Effective communication between parents and children is the cornerstone of a healthy relationship. Such communication requires that parents become aware of and understand their children’s feelings and emotions. Parents who empathize and connect emotionally with their children are more likely to enjoy deep and meaningful relationships. According to research by the Gottman Research Institute (2019), this parenting approach involves five essential ingredients:
1) awareness of emotions,
2) connecting,
3) listening,
4) naming emotions, and
5) finding solutions.

Parents who connect with children in this way build emotional intelligence in their children. Of course, connecting and having meaningful communication with children in addition to understanding their feelings and emotions, is not always as easy as it sounds. Getting children to share their feelings can feel like squeezing water from a rock! Doing so requires a healthy balance between ignoring child reluctance, versus pushing too hard for information, which may result in a child shutting down altogether. Non-communicative children often want the help and support of their parents, but sometimes have trouble verbalizing their feelings. Working with children so they can recognize the vast array of emotions that they may experience (e.g., happiness, sadness, anger, frustration etc), is important to this method’s success.

Parents should 1) detect when a child gets frustrated (“awareness of emotions”), and 2) understand how to gently nudge for more information to better understand the situation and connect with the child (in cartoon: “You seem very upset. Did something bad happen at school?”). This helps parents understand their child’s emotions and feelings and respond accordingly.

When parents approach such situations with warmth and empathy, children learn that their parents are always there for them. This positive parenting style is not always easy, especially when frustrated kids express feelings in an indirect way, for example with urgent wants and needs that may be out of the question (in cartoon: “I want to go to the park now!!”). In the heat of the moment, a parent’s first impulse might be to deny the child’s requests without realizing the underlying reasons for the behavior. This is a surefire way to build resentment with your child and (unknowingly) aggravate a tantrum.

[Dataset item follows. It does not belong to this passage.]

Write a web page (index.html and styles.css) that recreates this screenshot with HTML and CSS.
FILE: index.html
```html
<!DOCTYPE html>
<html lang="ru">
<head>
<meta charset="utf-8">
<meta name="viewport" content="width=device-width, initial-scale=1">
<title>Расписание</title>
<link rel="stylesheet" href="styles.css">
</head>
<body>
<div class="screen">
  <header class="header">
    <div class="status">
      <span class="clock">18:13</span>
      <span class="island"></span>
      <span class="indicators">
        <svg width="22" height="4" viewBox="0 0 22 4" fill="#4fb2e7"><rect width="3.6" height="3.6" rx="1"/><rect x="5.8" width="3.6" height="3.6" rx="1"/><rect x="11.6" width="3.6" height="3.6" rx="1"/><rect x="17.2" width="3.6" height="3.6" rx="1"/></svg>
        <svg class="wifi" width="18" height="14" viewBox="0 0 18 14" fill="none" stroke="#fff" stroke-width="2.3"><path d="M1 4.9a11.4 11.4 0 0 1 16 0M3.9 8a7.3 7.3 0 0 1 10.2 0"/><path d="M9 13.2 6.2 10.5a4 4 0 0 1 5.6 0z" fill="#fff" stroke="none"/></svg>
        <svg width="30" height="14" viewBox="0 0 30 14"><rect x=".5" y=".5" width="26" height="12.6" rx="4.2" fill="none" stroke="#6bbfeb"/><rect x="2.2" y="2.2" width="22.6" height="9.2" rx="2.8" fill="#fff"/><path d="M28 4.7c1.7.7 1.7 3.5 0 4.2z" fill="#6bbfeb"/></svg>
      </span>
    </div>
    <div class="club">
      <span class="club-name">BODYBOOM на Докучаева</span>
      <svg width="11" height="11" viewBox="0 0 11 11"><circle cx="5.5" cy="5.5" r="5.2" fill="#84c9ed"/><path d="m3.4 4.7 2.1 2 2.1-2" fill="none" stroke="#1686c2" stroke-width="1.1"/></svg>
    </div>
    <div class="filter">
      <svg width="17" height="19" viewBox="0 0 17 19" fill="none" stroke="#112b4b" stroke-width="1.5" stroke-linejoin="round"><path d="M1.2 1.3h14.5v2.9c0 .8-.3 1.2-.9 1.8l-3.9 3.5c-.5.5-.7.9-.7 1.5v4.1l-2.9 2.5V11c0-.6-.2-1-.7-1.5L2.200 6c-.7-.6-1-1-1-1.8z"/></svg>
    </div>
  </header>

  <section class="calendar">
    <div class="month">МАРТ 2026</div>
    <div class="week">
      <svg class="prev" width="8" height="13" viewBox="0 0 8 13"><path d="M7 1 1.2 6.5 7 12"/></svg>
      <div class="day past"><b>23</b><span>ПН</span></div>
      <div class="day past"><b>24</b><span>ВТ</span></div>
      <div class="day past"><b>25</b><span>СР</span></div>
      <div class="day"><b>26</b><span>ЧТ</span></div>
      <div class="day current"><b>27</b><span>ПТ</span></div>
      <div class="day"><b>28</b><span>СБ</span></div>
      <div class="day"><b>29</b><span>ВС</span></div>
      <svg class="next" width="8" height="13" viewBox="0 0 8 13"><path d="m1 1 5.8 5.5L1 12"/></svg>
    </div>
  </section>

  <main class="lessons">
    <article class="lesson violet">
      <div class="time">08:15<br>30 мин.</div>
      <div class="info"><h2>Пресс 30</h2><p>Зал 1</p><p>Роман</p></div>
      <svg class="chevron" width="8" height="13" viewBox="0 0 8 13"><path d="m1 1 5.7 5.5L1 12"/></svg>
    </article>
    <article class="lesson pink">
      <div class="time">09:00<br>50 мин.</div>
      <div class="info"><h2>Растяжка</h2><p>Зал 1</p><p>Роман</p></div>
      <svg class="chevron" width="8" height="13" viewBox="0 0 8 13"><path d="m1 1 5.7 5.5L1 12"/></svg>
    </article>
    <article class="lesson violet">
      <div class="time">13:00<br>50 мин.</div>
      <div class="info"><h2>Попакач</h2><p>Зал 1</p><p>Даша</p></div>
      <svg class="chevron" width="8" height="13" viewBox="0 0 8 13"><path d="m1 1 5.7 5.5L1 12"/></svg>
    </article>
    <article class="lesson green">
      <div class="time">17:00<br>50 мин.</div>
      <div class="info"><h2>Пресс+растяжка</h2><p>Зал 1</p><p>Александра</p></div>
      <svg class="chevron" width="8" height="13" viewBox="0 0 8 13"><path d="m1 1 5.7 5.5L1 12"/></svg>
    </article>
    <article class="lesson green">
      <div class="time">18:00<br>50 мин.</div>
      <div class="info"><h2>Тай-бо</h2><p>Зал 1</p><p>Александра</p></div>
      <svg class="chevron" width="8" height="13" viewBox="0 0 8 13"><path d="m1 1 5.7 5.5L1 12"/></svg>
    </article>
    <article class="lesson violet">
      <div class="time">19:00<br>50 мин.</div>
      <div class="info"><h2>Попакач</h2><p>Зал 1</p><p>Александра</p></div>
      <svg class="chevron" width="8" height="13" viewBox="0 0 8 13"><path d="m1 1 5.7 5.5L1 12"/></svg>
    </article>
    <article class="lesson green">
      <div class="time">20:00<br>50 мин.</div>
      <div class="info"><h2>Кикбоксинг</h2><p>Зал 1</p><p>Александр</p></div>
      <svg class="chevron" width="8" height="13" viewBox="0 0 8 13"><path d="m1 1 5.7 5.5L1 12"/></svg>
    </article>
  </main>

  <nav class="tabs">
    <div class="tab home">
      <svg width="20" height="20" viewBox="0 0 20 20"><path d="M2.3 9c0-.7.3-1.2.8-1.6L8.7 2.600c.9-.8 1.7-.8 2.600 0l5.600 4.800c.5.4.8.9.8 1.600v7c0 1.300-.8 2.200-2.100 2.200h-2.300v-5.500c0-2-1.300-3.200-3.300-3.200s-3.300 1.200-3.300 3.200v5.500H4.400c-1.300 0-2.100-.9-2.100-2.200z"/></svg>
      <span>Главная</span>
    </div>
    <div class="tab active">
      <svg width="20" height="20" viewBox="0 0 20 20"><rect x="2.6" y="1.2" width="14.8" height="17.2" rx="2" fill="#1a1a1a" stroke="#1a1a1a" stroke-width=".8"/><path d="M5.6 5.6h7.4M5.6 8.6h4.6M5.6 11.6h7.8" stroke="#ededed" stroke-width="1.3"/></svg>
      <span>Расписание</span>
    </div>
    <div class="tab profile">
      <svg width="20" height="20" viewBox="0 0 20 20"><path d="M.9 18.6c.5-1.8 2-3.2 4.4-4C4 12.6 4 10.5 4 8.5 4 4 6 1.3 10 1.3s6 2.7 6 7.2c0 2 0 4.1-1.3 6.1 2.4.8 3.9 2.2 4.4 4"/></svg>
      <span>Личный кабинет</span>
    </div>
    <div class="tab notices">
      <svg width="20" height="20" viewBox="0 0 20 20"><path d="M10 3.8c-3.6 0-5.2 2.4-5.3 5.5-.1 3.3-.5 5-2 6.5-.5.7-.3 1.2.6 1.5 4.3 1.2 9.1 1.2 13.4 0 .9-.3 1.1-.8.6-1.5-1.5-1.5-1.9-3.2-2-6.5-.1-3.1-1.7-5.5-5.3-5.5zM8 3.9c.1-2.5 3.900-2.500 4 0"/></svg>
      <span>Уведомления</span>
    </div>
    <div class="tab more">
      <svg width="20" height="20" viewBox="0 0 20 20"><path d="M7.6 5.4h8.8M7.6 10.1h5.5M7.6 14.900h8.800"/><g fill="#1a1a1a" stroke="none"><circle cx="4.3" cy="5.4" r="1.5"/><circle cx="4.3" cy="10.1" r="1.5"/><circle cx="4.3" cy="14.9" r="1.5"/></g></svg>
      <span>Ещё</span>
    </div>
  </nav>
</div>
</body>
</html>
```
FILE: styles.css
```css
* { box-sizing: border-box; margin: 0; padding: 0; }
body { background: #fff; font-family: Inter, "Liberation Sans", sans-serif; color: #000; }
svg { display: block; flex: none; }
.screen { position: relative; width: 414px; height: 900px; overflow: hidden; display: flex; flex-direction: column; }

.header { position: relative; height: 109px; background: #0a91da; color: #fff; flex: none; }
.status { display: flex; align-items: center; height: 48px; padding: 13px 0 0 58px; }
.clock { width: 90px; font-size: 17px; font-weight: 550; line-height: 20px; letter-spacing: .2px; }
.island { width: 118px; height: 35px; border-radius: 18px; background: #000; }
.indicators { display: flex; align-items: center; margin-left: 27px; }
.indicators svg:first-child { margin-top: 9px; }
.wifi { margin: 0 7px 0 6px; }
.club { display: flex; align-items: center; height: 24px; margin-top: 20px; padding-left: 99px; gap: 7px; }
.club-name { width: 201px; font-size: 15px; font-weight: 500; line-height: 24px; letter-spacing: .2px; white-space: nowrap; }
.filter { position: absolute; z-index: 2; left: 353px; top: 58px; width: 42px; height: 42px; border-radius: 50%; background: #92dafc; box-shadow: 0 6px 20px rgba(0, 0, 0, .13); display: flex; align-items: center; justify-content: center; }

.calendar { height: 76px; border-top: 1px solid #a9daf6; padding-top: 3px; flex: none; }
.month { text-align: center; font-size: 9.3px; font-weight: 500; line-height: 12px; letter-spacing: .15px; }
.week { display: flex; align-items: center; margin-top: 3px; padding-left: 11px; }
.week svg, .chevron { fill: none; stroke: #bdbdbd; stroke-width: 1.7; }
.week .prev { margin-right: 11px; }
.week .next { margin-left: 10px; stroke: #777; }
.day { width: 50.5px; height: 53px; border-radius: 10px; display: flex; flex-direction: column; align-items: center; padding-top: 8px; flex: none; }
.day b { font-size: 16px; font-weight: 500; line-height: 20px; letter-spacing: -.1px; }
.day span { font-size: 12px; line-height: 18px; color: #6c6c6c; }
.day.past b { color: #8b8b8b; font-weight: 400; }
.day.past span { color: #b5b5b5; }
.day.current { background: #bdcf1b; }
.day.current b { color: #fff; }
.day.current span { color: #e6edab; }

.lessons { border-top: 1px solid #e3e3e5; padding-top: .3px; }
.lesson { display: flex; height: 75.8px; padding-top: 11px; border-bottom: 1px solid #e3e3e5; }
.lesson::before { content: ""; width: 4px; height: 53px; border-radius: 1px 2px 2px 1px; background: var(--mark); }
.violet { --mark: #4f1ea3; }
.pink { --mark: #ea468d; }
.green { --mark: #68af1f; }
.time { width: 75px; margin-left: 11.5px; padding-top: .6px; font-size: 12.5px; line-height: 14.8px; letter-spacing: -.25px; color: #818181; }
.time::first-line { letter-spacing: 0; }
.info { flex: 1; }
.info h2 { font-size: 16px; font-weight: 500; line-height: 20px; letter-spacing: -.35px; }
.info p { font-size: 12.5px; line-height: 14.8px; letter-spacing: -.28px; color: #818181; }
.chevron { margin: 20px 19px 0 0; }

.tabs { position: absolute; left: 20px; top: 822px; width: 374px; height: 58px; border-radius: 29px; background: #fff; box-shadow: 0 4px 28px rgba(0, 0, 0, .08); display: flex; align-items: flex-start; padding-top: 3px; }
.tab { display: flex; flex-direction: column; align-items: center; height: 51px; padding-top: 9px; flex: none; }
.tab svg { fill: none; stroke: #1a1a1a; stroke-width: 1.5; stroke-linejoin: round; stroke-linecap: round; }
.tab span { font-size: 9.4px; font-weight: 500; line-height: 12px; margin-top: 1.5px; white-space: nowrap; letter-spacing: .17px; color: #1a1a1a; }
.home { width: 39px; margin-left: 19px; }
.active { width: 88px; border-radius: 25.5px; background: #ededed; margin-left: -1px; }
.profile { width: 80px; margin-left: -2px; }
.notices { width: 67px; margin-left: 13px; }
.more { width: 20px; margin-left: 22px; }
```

Instead, by being aware of children’s emotions and using a supportive parenting style, parents acknowledge their children’s needs and feelings (e.g., “Yes, that sounds fun, I understand why you are so interested in it”). When speaking to children with love and understanding, parents model a calm demeanor that teaches children emotion regulation. Ultimately, when children do open-up to parents by verbalizing their feelings, parents should recognize and encourage this behavior (in cartoon: “it’s good that you are letting me know”), so that it is repeated many times in the future.

Key take-aways to understand your child’s feelings:

1) Being aware of feelings: the sooner you understand something is wrong, the easier it will be for you to help.

2) Connecting & listening: gently nudge for more information (in cartoon: “Tell me how you feel” and “I understand you want to go to the park. But tell me why you are upset”).

3) Naming feelings: naming feelings and emotions in a sincere and caring way will show your child that you understand them and are on their side.

4) Encouraging sharing feelings. This will encourage proactive sharing in the future and help build emotional intelligence and social skills (in cartoon: “It’s good that you are letting me know”).